We look forward to seeing you at Star Safari

need to know

important things

Without any aid you can see about 3500 stars at all times (if is not cloudy).

With our telescopes you could see a few hundred million stars.

Planets orbit around the Sun so their position in the sky changes, meaning they are not always visible.

The Full Moon makes it difficult to see faint objects, such as distant galaxies and nebulae. 

We do have a special filter that will help you see details on some deep sky objects, more than you would see without it.

At Full Moon, we can see many clusters of stars, planets – if they are visible, and of course, the Moon. 

We have an attachment to our telescope so that you can take photos of the Moon with your phone.

You can bring your own binoculars if you have any, bring your camera if you wish to do astrophotography and we can help with that.

Stargazing is an outdoor night time activity and it can get very cold. While we have blankets and hot chocolate to keep you warm, to be really enjoyable, you must dress appropriately. 

We welcome any age groups.

Watch this space, we have a very large telescope coming soon. 

You can also book a private Star Safari where we can explore the sky in greater details. 

If it rains during the session, or even if it just clouds over, we will move inside and explore the universe in our virtual night sky experience.

If you have to cancel for any reason then please let us know as soon as possible.  We can accept cancellations with a refund up to 30 mins prior to session start.

When looking in a telescope you are not going to see the colourful nebulae or the structural details in galaxies that are like the pictures taken by Hubble or the JWST. Our human eye cannot perceive colour in the faint objects we look at in the telescopes. Plus, our eye is not capable of replicating the long exposure times of photographs.

Are there colours in stars?

You will see colour in the planets as they are much closer and brighter. You will also see subtle colours in stars. Gas clouds and galaxies appear as faint smoky smudges. 

With visual observing, rather than astrophotography, it is all about the beauty of distant objects and the staggering distances that photons have travelled to reach your eye.

If you wear glasses you can still look through the telescopes. Our eyepieces work well for people with or without glasses.

As we age our pupils do not dilate as much so they become less effective at night.
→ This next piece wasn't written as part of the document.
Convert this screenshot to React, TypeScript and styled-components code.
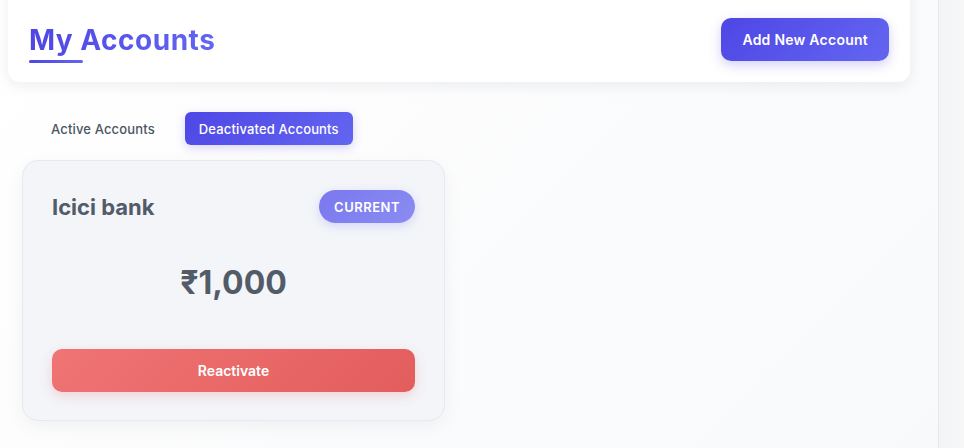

This means that you will have a harder time seeing very faint objects in the eyepiece. It’s not a big problem though as there are so many objects to look at.
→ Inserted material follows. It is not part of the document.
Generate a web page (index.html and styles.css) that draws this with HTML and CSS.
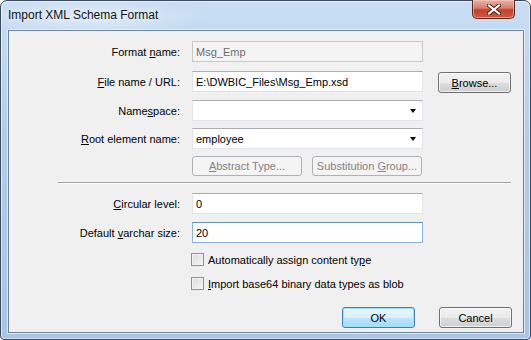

The benefit of using big telescopes like ours is that objects will be brighter as our telescopes collect significantly more light than portable telescopes.

We welcome children on Star Safari and enjoy watching their enthusiasm for the night sky and all things to do with space.

Children under the age of four may struggle to see anything in the eyepiece as it is difficult for them to line up their eye with the eyepiece. We have ladders that help with reaching the eyepiece but advise parent of very young children to hold their kids and decide what’s best for viewing themselves.

We certainly like to see parents encouraging their children to have a go at looking in the telescope.